Q. Does Israel need this law?

A. Advocates of the law insist that Israel has a right to define itself like other nations: Croatia is the nation-state of the Croatian people and Germany the nation-state of the German people. They ignore a number of facts that make Israel very different.

For one, Israel has already defined itself. It is “Jewish and democratic”. Israel’s own Declaration of Independence and a number of prior basic laws contain all the necessary definitions.

Then too, the ultimate status of Israel’s Palestinian Arab minority is dependent on the way Israel solves, or doesn’t solve, the entire Palestinian issue and on the way a Palestinian state, if it emerges, defines itself. There is no comparable situation elsewhere among the nations.

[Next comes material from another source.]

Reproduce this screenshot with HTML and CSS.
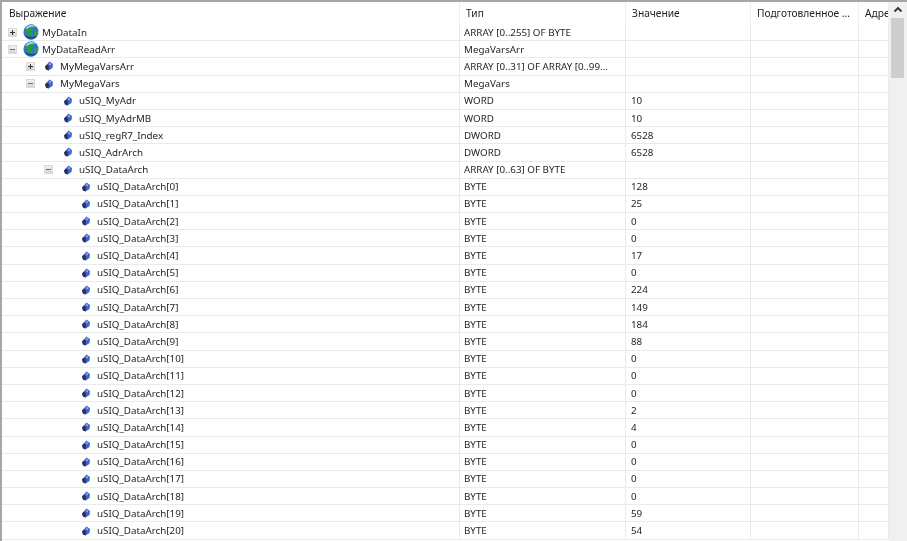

Further, the entire religion and state issue in Israel is rendered complicated by the fact that Jews are both a people and a religion. There is no German or Croatian religion; the closest comparison is Greece and its official Greek Orthodox Church. In most countries, law takes absolute priority over religion. That is the way it should be in Israel. But it is not. In Israel all aspects of personal law (marriage, divorce) are religious. And most versions of the proposed law would weaken even further the superior status of civil law.

 

Q. The bottom line?

A. What began as a centrist (Kadima, Tzipi Livni) response to extreme Palestinian positions has, in the spirit of Israel’s decade-long political and cultural drift toward right-religious ideology, become a means for the increasingly messianist pro-settler mainstream to wave the flag and mold Israel in its disastrous image. That includes the demands Israel will put on the table in any future negotiations with the Palestinians.

Ultimately, this law is so controversial in so many directions that it may once again be shelved, with or without a vote. Certainly its content will change in one direction or another. The law’s fate, indeed its very existence, should be understood as a kind of weathervane pointing to the direction Israel is heading.